What you need to do: Find every line below that contains the word "this" and copy it out.

Data excerpt:
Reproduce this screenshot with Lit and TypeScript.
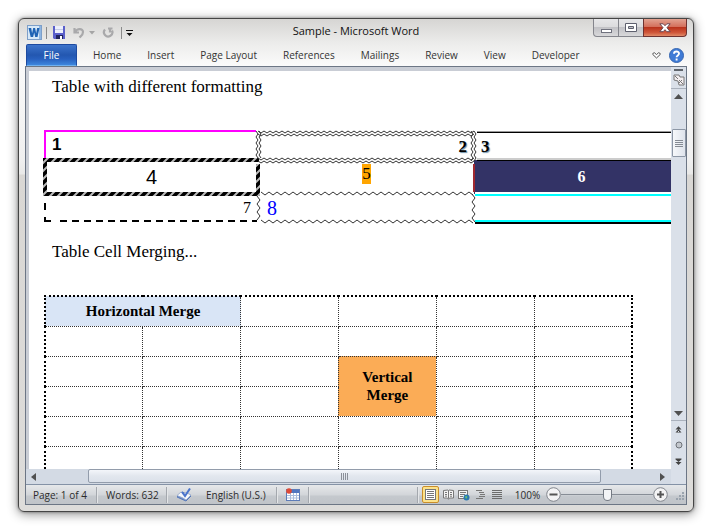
import { LitElement, html, css, svg } from "lit";
import { customElement } from "lit/decorators.js";

/** Points of a zigzag running horizontally or vertically. */
function zigzag(x: number, y: number, length: number, step: number, amp: number, vertical = false): string {
  const points: string[] = [];
  for (let i = 0, d = 0; d <= length; i++, d += step) {
    const off = i % 2 ? amp : 0;
    points.push(vertical ? `${x + off},${y + d}` : `${x + d},${y + off}`);
  }
  return points.join(" ");
}

@customElement("title-bar")
class TitleBar extends LitElement {
  static styles = css`
    :host {
      display: grid;
      grid-template-columns: 1fr auto 1fr;
      height: 25px;
      color: #111;
    }
    button { border: 0; padding: 0; background: none; font: inherit; display: grid; place-items: center; }
    .quick { display: flex; align-items: center; gap: 4px; padding: 2px 0 0 2px; }
    .sep { width: 1px; height: 12px; background: #8a8a8a; }
    .save { margin-left: 1px; }
    .undo { margin-left: 3px; }
    .redo { margin-left: 3px; }
    .end { margin-left: 3px; }
    .title { margin: 0; padding-top: 2px; font-size: 11px; font-weight: 400; line-height: 20px; }
    .controls { display: flex; justify-self: end; align-self: start; }
    .control {
      width: 26px;
      height: 18px;
      border: 1px solid #84858c;
      border-top: 0;
      margin-left: -1px;
      background: linear-gradient(#e6e6e8, #dcdcde 45%, #c2c2c6 50%, #d8d8da);
    }
    .minimize { border-bottom-left-radius: 4px; }
    .close {
      width: 44px;
      border-color: #6e3230;
      border-bottom-right-radius: 4px;
      background: linear-gradient(#e2a291, #d4705c 45%, #b9331c 50%, #d0573a 80%, #e08a68);
    }
  `;
  render() {
    return html`
      <div class="quick">
        <svg width="15" height="15" viewBox="0 0 15 15">
          <rect x=".5" y=".5" width="14" height="14" fill="#d8e9f8" stroke="#7d9fc9" />
          <rect x="12" y="1" width="2" height="13" fill="#8fb6e2" />
          <path d="M1.500 3h2.700l.9 5.200L6.200 3h1.900l1.100 5.200.9-5.200h2.400l-2 9H8.200l-1-4.500-1.100 4.500H3.700z" fill="#1f63b4" />
        </svg>
        <span class="sep"></span>
        <button class="save" aria-label="Save">
          <svg width="14" height="14" viewBox="0 0 14 14">
            <path d="M1 0h12v13H2l-1-1z" fill="#5a5fca" />
            <rect x="3" y="0" width="8" height="7" fill="#eceffc" />
            <rect x="3" y="3" width="8" height="1" fill="#c5cbe8" />
            <rect x="4" y="9" width="7" height="4" fill="#20245c" />
            <rect x="8" y="10" width="2" height="3" fill="#fff" />
          </svg>
        </button>
        <button class="undo" aria-label="Undo">
          <svg width="12" height="12" viewBox="0 0 12 12">
            <path d="M1.500 1v4.500H6M2 5C4 1.500 10 1 10 5c0 3-2 4-3.500 5.500" fill="none" stroke="#a9a9ab" stroke-width="2.200" />
          </svg>
        </button>
        <button aria-label="Undo history">
          <svg width="6" height="4" viewBox="0 0 6 4"><path d="M0 0h6L3 3.500z" fill="#a5a5a5" /></svg>
        </button>
        <button class="redo" aria-label="Repeat">
          <svg width="12" height="12" viewBox="0 0 12 12">
            <path d="M3 2.500a4.200 4.200 0 1 0 7 1M6 1.500h4.500M8 5.500V1" fill="none" stroke="#a9a9ab" stroke-width="2.200" />
          </svg>
        </button>
        <span class="sep end"></span>
        <button aria-label="Customize Quick Access Toolbar">
          <svg width="7" height="6" viewBox="0 0 7 6">
            <path d="M0 0h7v1H0zM.5 3h6L3.500 6z" fill="#111" />
          </svg>
        </button>
      </div>
      <h1 class="title">Sample - Microsoft Word</h1>
      <div class="controls">
        <button class="control minimize" aria-label="Minimize">
          <svg width="12" height="12" viewBox="0 0 12 12">
            <rect x="1.500" y="7.500" width="10" height="3" fill="#fff" stroke="#70727e" />
          </svg>
        </button>
        <button class="control" aria-label="Maximize">
          <svg width="12" height="10" viewBox="0 0 12 10">
            <path d="M.5.5h11v8H.5zM3.500 3.500v2h5v-2z" fill="#fff" fill-rule="evenodd" stroke="#5e606e" />
          </svg>
        </button>
        <button class="control close" aria-label="Close">
          <svg width="12" height="10" viewBox="0 0 12 10">
            <path d="M.8.800h3.400L6 2.700 7.800.800h3.400L8 4.700l3.200 4H7.800L6 6.700l-1.800 2H.8l3.200-4z" fill="#fff" stroke="#6a4550" />
          </svg>
        </button>
      </div>
    `;
  }
}

@customElement("ribbon-tabs")
class RibbonTabs extends LitElement {
  static styles = css`
    :host { display: flex; align-items: stretch; height: 22px; padding-left: 1px; }
    button { border: 0; padding: 0; background: none; font: inherit; color: #333; }
    .file {
      width: 51px;
      border: 1px solid #1d4aa0;
      border-bottom-color: #6fb0ee;
      border-radius: 2px 2px 0 0;
      color: #fff;
      background: linear-gradient(#3d74cb, #2357b0 50%, #2860be 70%, #3d86dd);
    }
    .tabs { display: flex; flex: 1; padding-left: 3px; }
    .tab { padding: 0 13px; white-space: nowrap; }
    .tools { display: flex; align-items: center; gap: 8px; padding-right: 3px; }
    .tools button { display: grid; }
  `;
  render() {
    const tabs = ["Home", "Insert", "Page Layout", "References", "Mailings", "Review", "View", "Developer"];
    return html`
      <button class="file">File</button>
      <nav class="tabs">${tabs.map((t) => html`<button class="tab">${t}</button>`)}</nav>
      <div class="tools">
        <button aria-label="Minimize the Ribbon">
          <svg width="9" height="7" viewBox="0 0 9 7">
            <path d="M.8 1.500 2.300.700l2.200 1.800L6.700.700l1.500.8v1L4.500 6 .8 2.500z" fill="#fff" stroke="#555" />
          </svg>
        </button>
        <button aria-label="Help">
          <svg width="15" height="15" viewBox="0 0 15 15">
            <circle cx="7.500" cy="7.500" r="7" fill="#3f7bd6" stroke="#3766b0" />
            <path d="M5 5.800C5 2.800 10 2.800 10 5.600 10 7.400 7.600 7.400 7.600 9.300M7.600 10.500v2" fill="none" stroke="#fff" stroke-width="1.900" />
          </svg>
        </button>
      </div>
    `;
  }
}

@customElement("doc-page")
class DocPage extends LitElement {
  static styles = css`
    :host {
      display: block;
      overflow: hidden;
      background: #fff;
      padding: 6px 0 0 15px;
      font-family: "Liberation Serif", serif;
      font-size: 17px;
      color: #000;
    }
    p { margin: 0; padding-left: 8px; line-height: 20px; }
    table { border-collapse: collapse; table-layout: fixed; }
    .formats { position: relative; width: 645px; margin: 33px 0 20px; }
    .formats svg { position: absolute; inset: 0; overflow: visible; }
    .formats table { width: 645px; }
    .formats td { padding: 0 8px; line-height: 20px; }
    .r1 { height: 30px; }
    .r2 { height: 34px; }
    .r3 { height: 28px; }
    .formats .low { padding: 4px 7px 0; }
    .sans { font-family: "Liberation Sans", sans-serif; }
    .b { font-weight: 700; }
    .center { text-align: center; }
    .right { text-align: right; }
    .big { font-size: 20px; }
    .small { font-size: 16px; }
    .shadow { text-shadow: 1px 1px 1px #6b8fa8; }
    .top { vertical-align: top; }
    .mark { display: inline-block; margin-top: 4px; background: #ffa500; color: #000; }
    .navy { background: #333366; color: #fff; }
    .blue { color: #00f; }
    .merge { width: 589px; margin-top: 33px; border: 2px dotted #000; }
    .merge td {
      height: 30px;
      box-sizing: border-box;
      padding: 0;
      border: 1px dotted #333;
      font-size: 15px;
      line-height: 18px;
      text-align: center;
      font-weight: 700;
    }
    .merge .h { background: #d9e5f6; }
    .merge .v { background: #fbac56; }
  `;
  private borders() {
    const thin = (pts: string) =>
      svg`<polyline points=${pts} fill="none" stroke="#333" stroke-width="1" />`;
    return html`
      <svg width="645" height="94" aria-hidden="true">
        <defs>
          <pattern id="hatch" width="8" height="8" patternUnits="userSpaceOnUse">
            <rect width="8" height="8" fill="#000" />
            <path d="M-1 9 9 -1M-5 5 5 -5M3 13 13 3" stroke="#bbb" stroke-width="2" />
          </pattern>
        </defs>
        <path d="M1 29V1H212" fill="none" stroke="#f0f" stroke-width="2" />
        <path d="M215 32v-4H-1v38h217V34h-4v28H3V32z" fill="url(#hatch)" />
        <path d="M1 73v7M1 87v4h6" fill="none" stroke="#000" stroke-width="2" />
        <path d="M16 91H213" stroke="#000" stroke-width="2" stroke-dasharray="7 5" />
        ${thin(zigzag(214, 1, 216, 3, 2))} ${thin(zigzag(214, 4, 216, 3, 2))}
        ${thin(zigzag(214, 28, 216, 3, 2))} ${thin(zigzag(214, 31, 216, 3, 2))}
        ${thin(zigzag(212, 1, 28, 3, 2, true))} ${thin(zigzag(215, 1, 28, 3, 2, true))}
        ${thin(zigzag(427, 1, 30, 3, 2, true))} ${thin(zigzag(430, 1, 30, 3, 2, true))}
        ${thin(zigzag(217, 62, 212, 4, 3))} ${thin(zigzag(217, 90, 212, 4, 3))}
        ${thin(zigzag(213, 66, 26, 4, 3, true))} ${thin(zigzag(428, 64, 28, 4, 3, true))}
        <path d="M433 1.500H645M433 29H645" stroke="#999" stroke-width="1" />
        <path d="M433 2.500H645M433 30.500H645" stroke="#000" stroke-width="1" />
        <path d="M430 34v28" stroke="#a02830" stroke-width="2" />
        <path d="M431 63H645" stroke="#fff" stroke-width="2" />
        <path d="M431 65H645M431 91H645" stroke="#0ff" stroke-width="2" />
        <path d="M431 93H645" stroke="#000" stroke-width="2" />
      </svg>
    `;
  }
  render() {
    const blank = (n: number) => Array.from({ length: n }, () => html`<td></td>`);
    return html`
      <p>Table with different formatting</p>
      <div class="formats">
        <table>
          <tr class="r1">
            <td class="sans b">1</td>
            <td class="b right shadow low">2</td>
            <td class="b shadow low">3</td>
          </tr>
          <tr class="r2">
            <td class="sans big center">4</td>
            <td class="center top"><span class="mark">5</span></td>
            <td class="small b center navy">6</td>
          </tr>
          <tr class="r3">
            <td class="small right">7</td>
            <td class="big blue">8</td>
            <td></td>
          </tr>
        </table>
        ${this.borders()}
      </div>
      <p>Table Cell Merging...</p>
      <table class="merge">
        <tr><td class="h" colspan="2">Horizontal Merge</td>${blank(4)}</tr>
        <tr>${blank(6)}</tr>
        <tr>${blank(3)}<td class="v" rowspan="2">Vertical<br />Merge</td>${blank(2)}</tr>
        <tr>${blank(5)}</tr>
        <tr>${blank(6)}</tr>
        <tr>${blank(6)}</tr>
        <tr>${blank(6)}</tr>
      </table>
    `;
  }
}

@customElement("vertical-scroll")
class VerticalScroll extends LitElement {
  static styles = css`
    :host { display: flex; flex-direction: column; align-items: center; width: 15px; background: #dae0e9; }
    button { border: 0; padding: 0; background: none; display: grid; place-items: center; width: 15px; }
    .split { width: 9px; height: 2px; margin-top: 2px; background: #5f646b; }
    .ruler { height: 18px; border-bottom: 1px solid #aab1bc; }
    .up { height: 15px; }
    .track { flex: 1; display: flex; flex-direction: column; padding-top: 25px; }
    .thumb {
      box-sizing: border-box;
      width: 14px;
      height: 28px;
      border: 1px solid #8d97a6;
      border-radius: 1px;
      background: linear-gradient(90deg, #f6f8fb, #dfe4ec);
      display: grid;
      place-items: center;
    }
    .down { height: 15px; border-bottom: 1px solid #aab1bc; }
    .nav { height: 16px; }
    .last { margin-bottom: 15px; }
  `;
  render() {
    return html`
      <div class="split"></div>
      <button class="ruler" aria-label="View Ruler">
        <svg width="12" height="12" viewBox="0 0 12 12">
          <path d="M1 1h5l1 2h4v8H6L5 7 1 6z" fill="#f3eef0" stroke="#777" />
          <path d="m2 2 3 3M6 6l4 4M9 6l-3 3" stroke="#777" />
        </svg>
      </button>
      <button class="up" aria-label="Scroll up">
        <svg width="9" height="5" viewBox="0 0 9 5"><path d="M0 5h9L4.500 0z" fill="#505050" /></svg>
      </button>
      <div class="track">
        <div class="thumb">
          <svg width="8" height="7" viewBox="0 0 8 7">
            <path d="M0 .5h8M0 2.500h8M0 4.500h8M0 6.500h8" stroke="#858b94" />
          </svg>
        </div>
      </div>
      <button class="down" aria-label="Scroll down">
        <svg width="9" height="5" viewBox="0 0 9 5"><path d="M0 0h9L4.500 5z" fill="#505050" /></svg>
      </button>
      <button class="nav" aria-label="Previous Page">
        <svg width="7" height="7" viewBox="0 0 7 7">
          <path d="M.5 3.500h6L3.500.300zM.5 6.500h6L3.500 3.300zM3 5h1v2H3z" fill="#444" />
        </svg>
      </button>
      <button class="nav" aria-label="Select Browse Object">
        <svg width="8" height="8" viewBox="0 0 8 8"><circle cx="4" cy="4" r="3" fill="#c4c8ce" stroke="#6d7178" /></svg>
      </button>
      <button class="nav last" aria-label="Next Page">
        <svg width="7" height="7" viewBox="0 0 7 7">
          <path d="M.5.500h6v1h-6zM.5 1.500h6l-3 2.500zM.5 4h6l-3 3z" fill="#444" />
        </svg>
      </button>
    `;
  }
}

@customElement("horizontal-scroll")
class HorizontalScroll extends LitElement {
  static styles = css`
    :host { display: flex; height: 15px; background: #d3dae4; }
    button { border: 0; padding: 0; background: none; display: grid; place-items: center; }
    .left { width: 14px; }
    .right { width: 17px; }
    .track { flex: 1; display: flex; padding: 0 53px 0 48px; }
    .thumb {
      flex: 1;
      box-sizing: border-box;
      height: 14px;
      border: 1px solid #929cab;
      border-radius: 2px;
      background: linear-gradient(#f3f6fa, #e2e7ee 50%, #dbe1ea);
      display: grid;
      place-items: center;
    }
  `;
  render() {
    return html`
      <button class="left" aria-label="Scroll left">
        <svg width="5" height="8" viewBox="0 0 5 8"><path d="M5 0v8L0 4z" fill="#505050" /></svg>
      </button>
      <div class="track">
        <div class="thumb">
          <svg width="7" height="7" viewBox="0 0 7 7"><path d="M.5 0v7M2.500 0v7M4.500 0v7M6.500 0v7" stroke="#8b9099" /></svg>
        </div>
      </div>
      <button class="right" aria-label="Scroll right">
        <svg width="5" height="8" viewBox="0 0 5 8"><path d="M0 0v8l5-4z" fill="#505050" /></svg>
      </button>
    `;
  }
}

@customElement("status-bar")
class StatusBar extends LitElement {
  static styles = css`
    :host {
      display: flex;
      align-items: center;
      height: 19px;
      padding-left: 7px;
      border-top: 1px solid #8492a6;
      color: #2c2c2c;
      background: linear-gradient(#e6e8ea, #d3d6da 50%, #c4c8cd 60%, #c0c4c9);
    }
    button { border: 0; padding: 0; background: none; font: inherit; color: inherit; display: grid; place-items: center; white-space: nowrap; }
    .sep { width: 1px; height: 16px; margin: 0 9px 0 8px; background: #a4a8ae; box-shadow: 1px 0 #e4e6e8; }
    .text { justify-content: start; }
    .page { width: 55px; }
    .words { width: 52px; }
    .lang { width: 62px; margin-left: 14px; }
    .grow { flex: 1; }
    .last { margin-right: 4px; }
    .views { display: flex; align-items: center; gap: 4px; }
    .on { width: 17px; height: 17px; border: 1px solid #c98e2b; border-radius: 2px; background: #fce28a; }
    .zoom { width: 27px; margin: 0 5px 0 11px; }
    .slider { display: flex; align-items: center; }
    input {
      appearance: none;
      width: 92px;
      height: 14px;
      margin: 0;
      background: linear-gradient(#878d96, #878d96) center / 100% 1px no-repeat;
    }
    input::-webkit-slider-thumb {
      appearance: none;
      width: 9px;
      height: 12px;
      background: #f3f4f6;
      border: 1px solid #747a83;
      border-radius: 1px 1px 5px 5px;
    }
    .grip { margin: 5px 1px 0 7px; }
  `;
  render() {
    return html`
      <button class="text page">Page: 1 of 4</button>
      <span class="sep"></span>
      <button class="text words">Words: 632</button>
      <span class="sep"></span>
      <button aria-label="Proofing">
        <svg width="16" height="14" viewBox="0 0 16 14">
          <path d="m1 9 5-5 9 4-5 5z" fill="#6d8fce" stroke="#5577b8" />
          <path d="m1 7.500 4-3.500 3 1.500 2-1 5 2.500-5 5-3-2z" fill="#f5f7fb" stroke="#8fa3c8" stroke-width=".8" />
          <path d="m6 4 3 4 5-7.500" fill="none" stroke="#4a74cc" stroke-width="2" />
        </svg>
      </button>
      <button class="text lang">English (U.S.)</button>
      <span class="sep"></span>
      <button aria-label="Record Macro">
        <svg width="14" height="13" viewBox="0 0 14 13">
          <rect x=".5" y="1.500" width="13" height="11" fill="#fff" stroke="#5d7cb8" />
          <rect x="1" y="2" width="12" height="3" fill="#5076c0" />
          <path d="M1 7.500h12M1 10h12M4.500 5v7M7.500 5v7M10.500 5v7" stroke="#a9bcdc" />
          <circle cx="3" cy="3" r="2.800" fill="#df4a36" />
        </svg>
      </button>
      <span class="sep"></span>
      <span class="grow"></span>
      <span class="sep last"></span>
      <div class="views">
        <button class="on" aria-label="Print Layout">
          <svg width="11" height="11" viewBox="0 0 11 11">
            <rect x=".5" y=".5" width="10" height="10" fill="#fff" stroke="#777" />
            <path d="M2 2.500h7M2 4.500h7M2 6.500h7M2 8.500h7" stroke="#777" />
          </svg>
        </button>
        <button aria-label="Full Screen Reading">
          <svg width="11" height="11" viewBox="0 0 11 11">
            <path d="M.5 1.500 5 1l.5.500L6 1l4.500.500V9H6.500l-1 1.300L4.500 9h-4z" fill="#f4f4f4" stroke="#777" />
            <path d="M5.500 1.500v8M2 3.500h2M2 5.500h2M2 7.200h2M7 3.500h2M7 5.500h2M7 7.200h2" stroke="#777" />
          </svg>
        </button>
        <button aria-label="Web Layout">
          <svg width="12" height="12" viewBox="0 0 12 12">
            <rect x=".5" y="1.500" width="9" height="8" fill="#f4f4f4" stroke="#777" />
            <path d="M2 3.500h6M2 5.500h5M2 7.500h3" stroke="#777" />
            <circle cx="8.500" cy="8.500" r="3" fill="#2a78b0" />
            <path d="M7 7.500 8.500 7 9.500 8 8 10z" fill="#6cc46a" />
          </svg>
        </button>
        <button aria-label="Outline">
          <svg width="12" height="10" viewBox="0 0 12 10">
            <path d="M2 .5h6M5 2.500h5M6 4.500h5M5 6.500h6M2 8.500h7" stroke="#777" />
          </svg>
        </button>
        <button aria-label="Draft">
          <svg width="13" height="10" viewBox="0 0 13 10">
            <path d="M2 .5h10M2 2.500h10M2 4.500h10M2 6.500h10M2 8.500h10" stroke="#6c6c6c" />
          </svg>
        </button>
      </div>
      <button class="zoom">100%</button>
      <div class="slider">
        <button aria-label="Zoom Out">
          <svg width="15" height="15" viewBox="0 0 15 15">
            <circle cx="7.500" cy="7.500" r="6.800" fill="#f3f3f4" stroke="#83878e" />
            <path d="M3.500 7.500h8" stroke="#555" stroke-width="2" />
          </svg>
        </button>
        <input type="range" min="0" max="100" value="50" aria-label="Zoom" />
        <button aria-label="Zoom In">
          <svg width="15" height="15" viewBox="0 0 15 15">
            <circle cx="7.500" cy="7.500" r="6.800" fill="#f3f3f4" stroke="#83878e" />
            <path d="M4 7.500h7M7.500 4v7" stroke="#555" stroke-width="2" />
          </svg>
        </button>
      </div>
      <svg class="grip" width="10" height="10" viewBox="0 0 10 10">
        <path d="M7 0h2v2H7zM4 3h2v2H4zM7 3h2v2H7zM1 6h2v2H1zM4 6h2v2H4zM7 6h2v2H7z" fill="#9aa3ad" />
      </svg>
    `;
  }
}

@customElement("app-root")
class AppRoot extends LitElement {
  static styles = css`
    :host {
      display: flex;
      box-sizing: border-box;
      height: 100vh;
      padding: 18px;
      background: #fff;
      font-family: "Open Sans", "Noto Sans", sans-serif;
      font-size: 10px;
    }
    .window {
      flex: 1;
      min-width: 0;
      display: flex;
      flex-direction: column;
      box-sizing: border-box;
      padding: 0 6px 6px;
      border: 1px solid #454545;
      border-radius: 6px;
      background: linear-gradient(#d6d5d3, #ececeb 24px, #fafafa 46px, #f0f0f0 140px, #e9e9e8 155px, #d9d7d4 156px, #dddcda);
      box-shadow: 0 0 3px rgba(0, 0, 0, 0.4), 0 2px 11px rgba(0, 0, 0, 0.45);
    }
    .panel {
      flex: 1;
      min-height: 0;
      display: flex;
      flex-direction: column;
      border: 1px solid #6c7685;
    }
    .work { flex: 1; min-height: 0; display: flex; }
    .main { flex: 1; min-width: 0; display: flex; flex-direction: column; }
    .canvas { flex: 1; min-height: 0; display: flex; padding: 4px 0 0 3px; background: #c9cdd5; }
    doc-page { flex: 1; min-width: 0; }
  `;
  render() {
    return html`
      <div class="window">
        <title-bar></title-bar>
        <ribbon-tabs></ribbon-tabs>
        <div class="panel">
          <div class="work">
            <div class="main">
              <div class="canvas"><doc-page></doc-page></div>
              <horizontal-scroll></horizontal-scroll>
            </div>
            <vertical-scroll></vertical-scroll>
          </div>
          <status-bar></status-bar>
        </div>
      </div>
    `;
  }
}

Complete answer:
Reproduce this screenshot with Lit and TypeScript.
        ${this.borders()}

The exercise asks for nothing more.